GPU memory keeps on increasing while training

I am trying to train a vision model; the actual implementation is a lot more elaborate, but I made this bare bones version for troubleshooting. As I am training the RAM amount keeps on increasing until I get an OOM error. For my dataset, with batch size of 2 (am loading 1024x1024 images), it increases by about 12Mb per mini-batch. This is my training function:

class trainModel():
    def __init__(self, model, train_loader, val_loader, optimizer, criterion, num_epochs, device, save_path, save_train_data_path, segmentation, reducelr=None, logdir = None):
        self.model = model
        self.train_loader = train_loader
        self.val_loader = val_loader
        self.optimizer = optimizer
        self.criterion = criterion
        self.num_epochs = num_epochs
        self.device = device
        self.save_path = save_path
        self.save_train_data_path = save_train_data_path
        self.reducelr = reducelr
        self.segmentation = segmentation
        self.memoryStore = []
        self.log_dir = logdir
        if activateTensorboard:
            self.summary_writer = SummaryWriter(self.log_dir)
        self.csvFieldNames = ['Epoch',
                              'Train loss',
                              'Val loss',
                              'Train Class Loss',
                              'Val Class Loss',
                              'Train Regr Loss',
                              'Val Regr Loss',
                              'Train IoU',
                              'Val IoU']
        self.memUse = get_memory_usage()
        ## for combined loss
        self.alpha = 0.5 ## weight for classification loss
        self.beta = 1 - self.alpha ## weight for regression loss
    def train(self):
        model = self.model.to(self.device)
        lastmem = 0
        for epoch in range(self.num_epochs):
            torch.cuda.empty_cache()
            objgraph.show_growth()
            for i, batch in enumerate(self.train_loader):
                print(f'train batch number: {i}')
                inputs = batch['img'].to(self.device)
                labels = batch['annot'].to(self.device)
                input = [inputs, labels] ## inputting labels for label bounding box creation
             with torch.set_grad_enabled(True):
                    # print("Before forward pass - GPU memory allocated:", torch.cuda.memory_allocated())
                    before = torch.cuda.memory_allocated()

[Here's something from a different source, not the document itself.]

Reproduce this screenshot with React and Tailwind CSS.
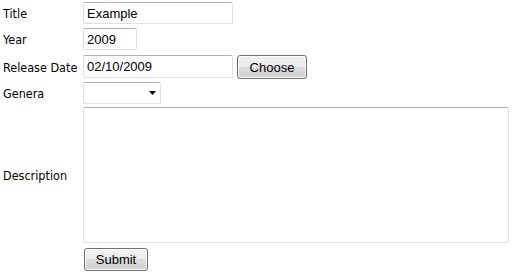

                    score, objClass, bboxData, regression, classification, anchors = model(input, isTraining = True)
     

                    classLoss, regressionLoss = self.criterion(classification, regression, anchors, labels)
   
                    loss = self.alpha * classLoss + self.beta * regressionLoss

                    loss.backward()
                    self.optimizer.step()
                
                torch.cuda.empty_cache()    
                print(torch.cuda.memory_allocated(self.device))
                print('mem difference',torch.cuda.memory_allocated(self.device) - lastmem)
                lastmem = torch.cuda.memory_allocated(self.device)
torch.cuda.memory_cached(self.device)])

            snapshot = tracemalloc.take_snapshot()
            topstats = snapshot.statistics('lineno')
            for line in topstats[:25]:
                print(line)


            with torch.no_grad():
                for i, batch in enumerate(self.val_loader):
                    print(f'val batch number: {i}')
                    inputs = batch['img'].to(self.device)
                    labels = batch['annot'].to(self.device)
                    input = [inputs, labels] ## inputting labels for label bounding box creation

                    with torch.set_grad_enabled(False):

                        score, objClass, bboxData, regression, classification, anchors = model(input, isTraining = True)

                        classLoss, regressionLoss = self.criterion(classification, regression, anchors, labels)

                    torch.cuda.empty_cache()

My “criterion” is a custom loss function, while the optimizer is the SGD from PyTorch (am planning on using Adam, but thought that would get simpler optimizer working first in case Adam is too computationally costly hence the issues).
I’ve tried a few different things to release variables from memory, such as gc.collect(), del [item] along with a few other things. None of these have worked as of yet, and I am running out of ideas. Any assistance would be really appreciated!!

Often increasing memory is caused by allocating tensors, which are still attached to a computation graph which would then also store all intermediate activations needed for the gradient computation. I don’t see any such allocation in your code, but could you double check if you are storing the loss or the model output in e.g. a list or another container somewhere?